_EXCERPTED RECORDS_.
+++++

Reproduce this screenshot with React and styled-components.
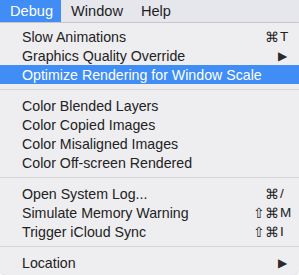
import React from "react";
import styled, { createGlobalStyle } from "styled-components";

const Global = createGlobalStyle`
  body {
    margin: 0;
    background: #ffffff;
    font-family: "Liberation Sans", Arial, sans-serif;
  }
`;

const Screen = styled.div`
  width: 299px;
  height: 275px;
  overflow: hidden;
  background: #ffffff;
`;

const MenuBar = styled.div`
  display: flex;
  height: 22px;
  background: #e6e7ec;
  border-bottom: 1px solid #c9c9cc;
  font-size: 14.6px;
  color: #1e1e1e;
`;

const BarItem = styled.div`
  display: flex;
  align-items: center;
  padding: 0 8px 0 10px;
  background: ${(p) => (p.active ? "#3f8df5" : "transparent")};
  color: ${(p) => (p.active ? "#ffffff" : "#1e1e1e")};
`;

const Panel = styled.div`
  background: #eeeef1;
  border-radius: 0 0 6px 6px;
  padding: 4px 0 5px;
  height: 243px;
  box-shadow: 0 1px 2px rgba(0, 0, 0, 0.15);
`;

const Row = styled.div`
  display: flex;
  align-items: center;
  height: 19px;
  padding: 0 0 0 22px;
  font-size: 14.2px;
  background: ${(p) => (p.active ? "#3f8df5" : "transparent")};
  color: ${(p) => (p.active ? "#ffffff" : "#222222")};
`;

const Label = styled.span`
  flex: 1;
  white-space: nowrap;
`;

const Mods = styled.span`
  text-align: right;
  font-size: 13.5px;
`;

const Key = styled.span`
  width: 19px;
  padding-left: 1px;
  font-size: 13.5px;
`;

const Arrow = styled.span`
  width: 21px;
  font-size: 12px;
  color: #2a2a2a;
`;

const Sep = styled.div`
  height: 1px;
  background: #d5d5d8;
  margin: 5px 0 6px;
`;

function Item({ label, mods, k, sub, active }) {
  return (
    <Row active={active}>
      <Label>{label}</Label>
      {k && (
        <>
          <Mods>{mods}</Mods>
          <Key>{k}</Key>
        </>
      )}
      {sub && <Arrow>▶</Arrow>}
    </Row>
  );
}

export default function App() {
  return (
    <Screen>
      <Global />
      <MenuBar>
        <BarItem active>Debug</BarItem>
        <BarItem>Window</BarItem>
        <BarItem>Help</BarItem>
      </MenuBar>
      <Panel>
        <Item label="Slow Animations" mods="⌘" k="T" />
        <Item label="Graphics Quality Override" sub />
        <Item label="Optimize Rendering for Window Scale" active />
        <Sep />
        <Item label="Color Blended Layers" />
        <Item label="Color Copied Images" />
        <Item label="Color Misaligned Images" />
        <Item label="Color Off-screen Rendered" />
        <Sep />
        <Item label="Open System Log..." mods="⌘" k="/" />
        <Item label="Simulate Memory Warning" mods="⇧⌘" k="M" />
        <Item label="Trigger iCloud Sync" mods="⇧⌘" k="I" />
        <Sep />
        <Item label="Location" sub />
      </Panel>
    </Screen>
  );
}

+++++

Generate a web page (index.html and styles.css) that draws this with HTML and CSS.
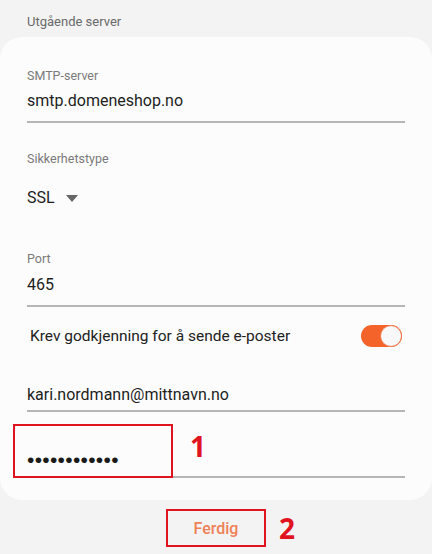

+++++

Gather up the lines that contain the word "React".

_OUTPUT OF THE TASK_.
Reproduce this screenshot with React and styled-components.
import React from "react";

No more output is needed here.